From the Quis custodiet ipso custodes Department

December 2nd, 2014 11:31 pm

There is some concern about the post crisis surge in usage of clearing houses to house derivative risk. What happens if one of the clearinghouses went belly up and who would pony up the cash on that one?

Via the FT:

‘Too big to fail’ worries reach clearing houses

Clearing houses, which sit between two sides of financial trades, have become risk managers for global markets in the post 2007-crisis era. But they are having to defend their role in a growing debate over what would happen if one of them failed.

Operators such as LCH.Clearnet, Deutsche Börse’s Eurex and CME Group are increasingly at odds with their users – including the world’s big banks – as global regulators continue their reforms of bilateral, or “over-the-counter”, derivatives markets.

The question is who would take the losses in the event of a failure: the clearing houses themselves; their member banks; investors, such as pension funds; or governments.

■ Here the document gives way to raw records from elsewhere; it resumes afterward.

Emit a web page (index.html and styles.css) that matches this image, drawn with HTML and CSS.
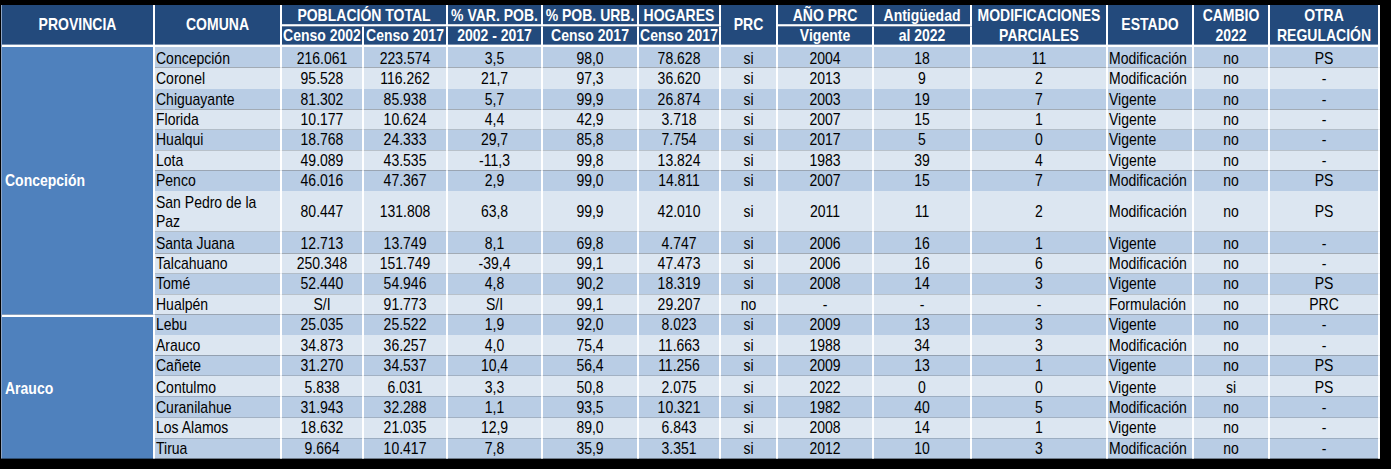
FILE: index.html
```html
<!DOCTYPE html>
<html lang="es">
<head>
<meta charset="utf-8">
<title>PRC Provincias</title>
<link rel="stylesheet" href="styles.css">
</head>
<body>
<table class="tbl">
  <colgroup>
    <col class="c-prov"><col class="c-com"><col class="c-c02"><col class="c-c17"><col class="c-var"><col class="c-urb"><col class="c-hog"><col class="c-prc"><col class="c-ano"><col class="c-ant"><col class="c-mod"><col class="c-est"><col class="c-cam"><col class="c-otr">
  </colgroup>
  <thead>
    <tr class="h1">
      <th rowspan="2">PROVINCIA</th>
      <th rowspan="2">COMUNA</th>
      <th colspan="2">POBLACIÓN TOTAL</th>
      <th>% VAR. POB.</th>
      <th>% POB. URB.</th>
      <th>HOGARES</th>
      <th rowspan="2">PRC</th>
      <th>AÑO PRC</th>
      <th>Antigüedad</th>
      <th rowspan="2" class="two">MODIFICACIONES<br>PARCIALES</th>
      <th rowspan="2">ESTADO</th>
      <th rowspan="2" class="two">CAMBIO<br>2022</th>
      <th rowspan="2" class="two">OTRA<br>REGULACIÓN</th>
    </tr>
    <tr class="h2">
      <th>Censo 2002</th>
      <th>Censo 2017</th>
      <th>2002 - 2017</th>
      <th>Censo 2017</th>
      <th>Censo 2017</th>
      <th>Vigente</th>
      <th>al 2022</th>
    </tr>
  </thead>
  <tbody>
    <tr class="d dark"><td rowspan="12" class="prov">Concepción</td><td class="l">Concepción</td><td>216.061</td><td>223.574</td><td>3,5</td><td>98,0</td><td>78.628</td><td>si</td><td>2004</td><td>18</td><td>11</td><td class="l">Modificación</td><td>no</td><td>PS</td></tr>
    <tr class="d light"><td class="l">Coronel</td><td>95.528</td><td>116.262</td><td>21,7</td><td>97,3</td><td>36.620</td><td>si</td><td>2013</td><td>9</td><td>2</td><td class="l">Modificación</td><td>no</td><td>-</td></tr>
    <tr class="d dark"><td class="l">Chiguayante</td><td>81.302</td><td>85.938</td><td>5,7</td><td>99,9</td><td>26.874</td><td>si</td><td>2003</td><td>19</td><td>7</td><td class="l">Vigente</td><td>no</td><td>-</td></tr>
    <tr class="d light"><td class="l">Florida</td><td>10.177</td><td>10.624</td><td>4,4</td><td>42,9</td><td>3.718</td><td>si</td><td>2007</td><td>15</td><td>1</td><td class="l">Vigente</td><td>no</td><td>-</td></tr>
    <tr class="d dark"><td class="l">Hualqui</td><td>18.768</td><td>24.333</td><td>29,7</td><td>85,8</td><td>7.754</td><td>si</td><td>2017</td><td>5</td><td>0</td><td class="l">Vigente</td><td>no</td><td>-</td></tr>
    <tr class="d light"><td class="l">Lota</td><td>49.089</td><td>43.535</td><td>-11,3</td><td>99,8</td><td>13.824</td><td>si</td><td>1983</td><td>39</td><td>4</td><td class="l">Vigente</td><td>no</td><td>-</td></tr>
    <tr class="d dark"><td class="l">Penco</td><td>46.016</td><td>47.367</td><td>2,9</td><td>99,0</td><td>14.811</td><td>si</td><td>2007</td><td>15</td><td>7</td><td class="l">Modificación</td><td>no</td><td>PS</td></tr>
    <tr class="d light tall"><td class="l">San Pedro de la<br>Paz</td><td>80.447</td><td>131.808</td><td>63,8</td><td>99,9</td><td>42.010</td><td>si</td><td>2011</td><td>11</td><td>2</td><td class="l">Modificación</td><td>no</td><td>PS</td></tr>
    <tr class="d dark"><td class="l">Santa Juana</td><td>12.713</td><td>13.749</td><td>8,1</td><td>69,8</td><td>4.747</td><td>si</td><td>2006</td><td>16</td><td>1</td><td class="l">Vigente</td><td>no</td><td>-</td></tr>
    <tr class="d light"><td class="l">Talcahuano</td><td>250.348</td><td>151.749</td><td>-39,4</td><td>99,1</td><td>47.473</td><td>si</td><td>2006</td><td>16</td><td>6</td><td class="l">Modificación</td><td>no</td><td>-</td></tr>
    <tr class="d dark"><td class="l">Tomé</td><td>52.440</td><td>54.946</td><td>4,8</td><td>90,2</td><td>18.319</td><td>si</td><td>2008</td><td>14</td><td>3</td><td class="l">Vigente</td><td>no</td><td>PS</td></tr>
    <tr class="d light"><td class="l">Hualpén</td><td>S/I</td><td>91.773</td><td>S/I</td><td>99,1</td><td>29.207</td><td>no</td><td>-</td><td>-</td><td>-</td><td class="l">Formulación</td><td>no</td><td>PRC</td></tr>
    <tr class="d dark"><td rowspan="7" class="prov sep">Arauco</td><td class="l">Lebu</td><td>25.035</td><td>25.522</td><td>1,9</td><td>92,0</td><td>8.023</td><td>si</td><td>2009</td><td>13</td><td>3</td><td class="l">Vigente</td><td>no</td><td>-</td></tr>
    <tr class="d light"><td class="l">Arauco</td><td>34.873</td><td>36.257</td><td>4,0</td><td>75,4</td><td>11.663</td><td>si</td><td>1988</td><td>34</td><td>3</td><td class="l">Modificación</td><td>no</td><td>-</td></tr>
    <tr class="d dark"><td class="l">Cañete</td><td>31.270</td><td>34.537</td><td>10,4</td><td>56,4</td><td>11.256</td><td>si</td><td>2009</td><td>13</td><td>1</td><td class="l">Vigente</td><td>no</td><td>PS</td></tr>
    <tr class="d light"><td class="l">Contulmo</td><td>5.838</td><td>6.031</td><td>3,3</td><td>50,8</td><td>2.075</td><td>si</td><td>2022</td><td>0</td><td>0</td><td class="l">Vigente</td><td>si</td><td>PS</td></tr>
    <tr class="d dark"><td class="l">Curanilahue</td><td>31.943</td><td>32.288</td><td>1,1</td><td>93,5</td><td>10.321</td><td>si</td><td>1982</td><td>40</td><td>5</td><td class="l">Modificación</td><td>no</td><td>-</td></tr>
    <tr class="d light"><td class="l">Los Alamos</td><td>18.632</td><td>21.035</td><td>12,9</td><td>89,0</td><td>6.843</td><td>si</td><td>2008</td><td>14</td><td>1</td><td class="l">Vigente</td><td>no</td><td>-</td></tr>
    <tr class="d dark"><td class="l">Tirua</td><td>9.664</td><td>10.417</td><td>7,8</td><td>35,9</td><td>3.351</td><td>si</td><td>2012</td><td>10</td><td>3</td><td class="l">Modificación</td><td>no</td><td>-</td></tr>
  </tbody>
</table>
</body>
</html>
```

FILE: styles.css
```css
html, body {
  margin: 0;
  padding: 0;
  background: #000;
}
body {
  padding: 5px 0 0 1px;
  height: 469px;
  box-sizing: border-box;
  overflow: hidden;
  font-family: "Liberation Sans", Arial, sans-serif;
}
/* the source image is slightly stretched vertically */
.tbl {
  table-layout: fixed;
  width: 1379px;
  border-collapse: separate;
  border-spacing: 0;
  font-size: 14px;
  border-left: 1px solid #8da4c4;
  transform: scaleY(1.2);
  transform-origin: 0 0;
}
.c-prov { width: 153px; }
.c-com { width: 127px; }
.c-c02 { width: 82px; }
.c-c17 { width: 84px; }
.c-var { width: 95px; }
.c-urb { width: 96px; }
.c-hog { width: 82px; }
.c-prc { width: 57px; }
.c-ano { width: 96px; }
.c-ant { width: 98px; }
.c-mod { width: 136px; }
.c-est { width: 86px; }
.c-cam { width: 76px; }
.c-otr { width: 110px; }

th {
  background: #234a7c;
  color: #fff;
  font-weight: bold;
  padding: 0;
  text-align: center;
  vertical-align: middle;
  border-right: 2px solid #fff;
  border-bottom: 2px solid #fff;
  box-sizing: border-box;
  line-height: 15px;
  white-space: nowrap;
}
.h1 th { height: 18.33px; }
.h2 th { height: 16.67px; }
th.two { line-height: 16.67px; }

td {
  padding: 0 2px;
  text-align: center;
  vertical-align: middle;
  color: #000;
  border-right: 2px solid #fff;
  box-sizing: border-box;
  line-height: 16.67px;
  white-space: nowrap;
}
.d td { height: 17.125px; }
.d.tall td { height: 34.25px; }
.dark td { background: #b9cde5; }
.light td { background: #dce6f1; }
td.l { text-align: left; padding-left: 1px; }
td.prov {
  background: #4f81bd;
  color: #fff;
  font-weight: bold;
  text-align: left;
  padding-left: 3px;
}
td.prov.sep { border-top: 2px solid #fff; }
```
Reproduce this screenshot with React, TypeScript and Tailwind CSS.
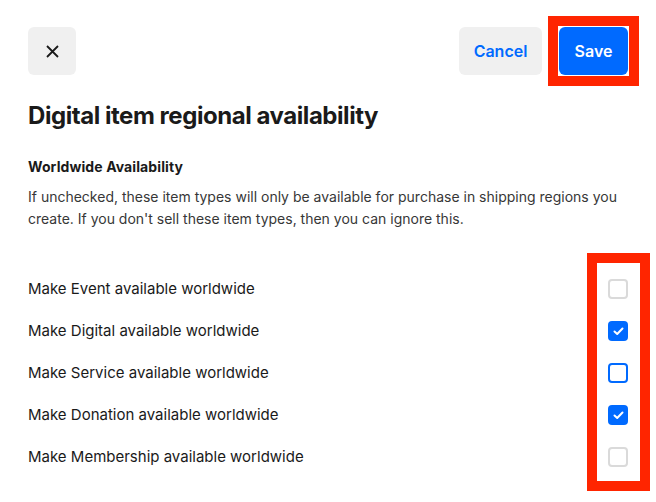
import React from 'react'

type Row = { label: string; state: 'off' | 'on' | 'focus' }

const rows: Row[] = [
  { label: 'Make Event available worldwide', state: 'off' },
  { label: 'Make Digital available worldwide', state: 'on' },
  { label: 'Make Service available worldwide', state: 'focus' },
  { label: 'Make Donation available worldwide', state: 'on' },
  { label: 'Make Membership available worldwide', state: 'off' },
]

function Checkbox({ state }: { state: Row['state'] }) {
  if (state === 'on') {
    return (
      <div className="w-5 h-5 rounded-[4px] bg-[#006aff] flex items-center justify-center">
        <svg width="11" height="9" viewBox="0 0 11 9" fill="none">
          <path d="M1.5 4.5L4.2 7L9.5 1.5" stroke="white" strokeWidth="2" strokeLinecap="round" strokeLinejoin="round" />
        </svg>
      </div>
    )
  }
  return (
    <div
      className={
        state === 'focus'
          ? 'w-5 h-5 rounded-[4px] border-2 border-[#006aff] bg-white'
          : 'w-5 h-5 rounded-[4px] border-2 border-[#dadada] bg-white'
      }
    />
  )
}

export default function App() {
  return (
    <div className="w-[656px] h-[502px] bg-white px-7 font-['Inter',sans-serif] text-[#1a1a1a] overflow-hidden">
      {/* Header */}
      <div className="flex items-center justify-between pt-[27px]">
        <button className="w-12 h-12 rounded-md bg-[#f0f0f0] flex items-center justify-center">
          <svg width="13" height="13" viewBox="0 0 13 13" fill="none">
            <path d="M1 1L12 12M12 1L1 12" stroke="#1a1a1a" strokeWidth="1.8" />
          </svg>
        </button>
        <div className="flex items-center gap-[17px]">
          <button className="w-[83px] h-12 rounded-md bg-[#f0f0f0] text-[#006aff] text-base font-semibold">
            Cancel
          </button>
          <div className="relative">
            <button className="w-[69px] h-12 rounded-md bg-[#006aff] text-white text-base font-semibold">
              Save
            </button>
            <div className="absolute -inset-[11px] border-[10px] border-[#ff2500] pointer-events-none" />
          </div>
        </div>
      </div>

      {/* Title */}
      <h1 className="mt-[25px] text-2xl leading-8 font-bold tracking-[-0.45px]">Digital item regional availability</h1>

      <h2 className="mt-[25px] text-sm leading-5 font-bold tracking-[0.1px]">Worldwide Availability</h2>
      <p className="mt-[9px] text-sm leading-[22px] text-[#373737]">
        If unchecked, these item types will only be available for purchase in shipping regions you create. If you
        don't sell these item types, then you can ignore this.
      </p>

      {/* Options */}
      <div className="relative mt-[38px]">
        {rows.map((r) => (
          <div key={r.label} className="h-[42px] flex items-center justify-between">
            <span className="text-[15px]">{r.label}</span>
            <Checkbox state={r.state} />
          </div>
        ))}
        <div className="absolute -top-[15px] -right-[22px] w-[63px] h-[238px] border-[10px] border-[#ff2500] pointer-events-none" />
      </div>
    </div>
  )
}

In their efforts to make the financial system safer, policy makers have pushed for more OTC derivatives to be processed through clearing houses, known in market jargon as “central counterparties”, or CCPs. CCPs guarantee deals if one side defaults before they are completed.

However, the shift has left responsibility for ensuring the safety of the huge OTC market – which has a notional $691tn in outstanding contracts – centred on just a handful of institutions.

Now central banks in Europe and the US are turning their attention to developing frameworks that ensure the system can keep functioning when a clearing house runs into trouble – and without governments picking up the bill.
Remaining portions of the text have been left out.